PROBLEM REQUIREMENTS => Where a line of the listing below includes the word "components", reproduce that line.
(begin)
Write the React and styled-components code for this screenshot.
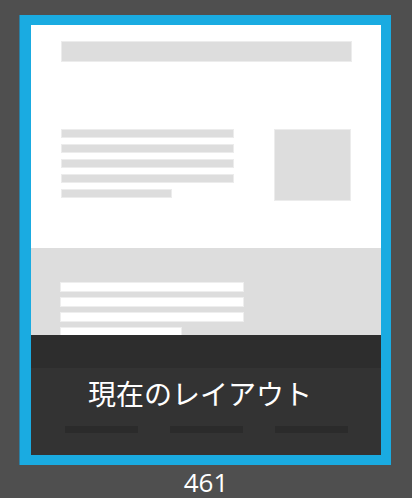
import styled, { createGlobalStyle } from 'styled-components';

const GlobalStyle = createGlobalStyle`
  html, body {
    margin: 0;
    padding: 0;
    background: #4f4f4f;
  }
  body {
    font-family: 'Open Sans', 'Noto Sans CJK JP', sans-serif;
  }
`;

const Page = styled.div`
  width: 412px;
  min-height: 498px;
  display: flex;
  flex-direction: column;
  align-items: center;
  padding-top: 15px;
  box-sizing: border-box;
`;

const Frame = styled.div`
  margin-left: -1px;
  width: 350px;
  height: 430px;
  border: 10px solid #1aabe1;
  border-left-width: 11px;
  box-shadow: -1px 0 0 #2b7fa3;
  background: #ffffff;
  position: relative;
  overflow: hidden;
`;

const Header = styled.div`
  padding: 17px 30px 0 31px;
  height: 88px;
`;

const Bar = styled.div`
  height: 19px;
  background: #dddddd;
  box-shadow: 0 0 0 1px #ececec;
`;

const Body = styled.div`
  display: flex;
  justify-content: space-between;
  padding: 0 31px 0 31px;
  height: 118px;
`;

const Lines = styled.div`
  display: flex;
  flex-direction: column;
  gap: ${(p) => p.gap}px;
`;

const Line = styled.div`
  width: ${(p) => p.w}px;
  height: ${(p) => p.h}px;
  background: ${(p) => p.color};
  box-shadow: 0 0 0 1px ${(p) => p.edge};
`;

const Thumb = styled.div`
  width: 75px;
  height: 70px;
  background: #dddddd;
  box-shadow: 0 0 0 1px #ececec;
`;

const Section = styled.div`
  background: #dddddd;
  height: 207px;
  padding: 35px 0 0 30px;
  box-sizing: border-box;
`;

const Overlay = styled.div`
  position: absolute;
  left: 0;
  right: 0;
  bottom: 0;
  height: 120px;
  background: #333333;
  display: flex;
  flex-direction: column;
`;

const Band = styled.div`
  height: 33px;
  background: #2d2d2d;
`;

const Caption = styled.div`
  margin-top: 7px;
  padding-right: 12px;
  text-align: center;
  color: #ffffff;
  font-family: 'Noto Sans CJK JP', sans-serif;
  font-size: 28px;
  line-height: 36px;
`;

const Footer = styled.div`
  display: flex;
  justify-content: space-between;
  padding: 0 33px 0 34px;
  margin-top: 15px;
`;

const FootBar = styled.div`
  width: 73px;
  height: 7px;
  background: #2b2b2b;
`;

const Count = styled.div`
  margin-top: 4px;
  color: #ffffff;
  font-family: 'Open Sans', sans-serif;
  font-weight: 500;
  font-size: 26px;
  line-height: 26px;
`;

const textLines = [171, 171, 171, 171, 109];
const sectionLines = [182, 182, 182, 120];

export default function App() {
  return (
    <>
      <GlobalStyle />
      <Page>
        <Frame>
          <Header>
            <Bar />
          </Header>
          <Body>
            <Lines gap={8}>
              {textLines.map((w, i) => (
                <Line key={i} w={w} h={7} color="#dddddd" edge="#ececec" />
              ))}
            </Lines>
            <Thumb />
          </Body>
          <Section>
            <Lines gap={7}>
              {sectionLines.map((w, i) => (
                <Line key={i} w={w} h={8} color="#ffffff" edge="#eeeeee" />
              ))}
            </Lines>
          </Section>
          <Overlay>
            <Band />
            <Caption>現在のレイアウト</Caption>
            <Footer>
              <FootBar />
              <FootBar />
              <FootBar />
            </Footer>
          </Overlay>
        </Frame>
        <Count>461</Count>
      </Page>
    </>
  );
}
(end)
COMPLETE OUTPUT =>
Write the React and styled-components code for this screenshot.
import styled, { createGlobalStyle } from 'styled-components';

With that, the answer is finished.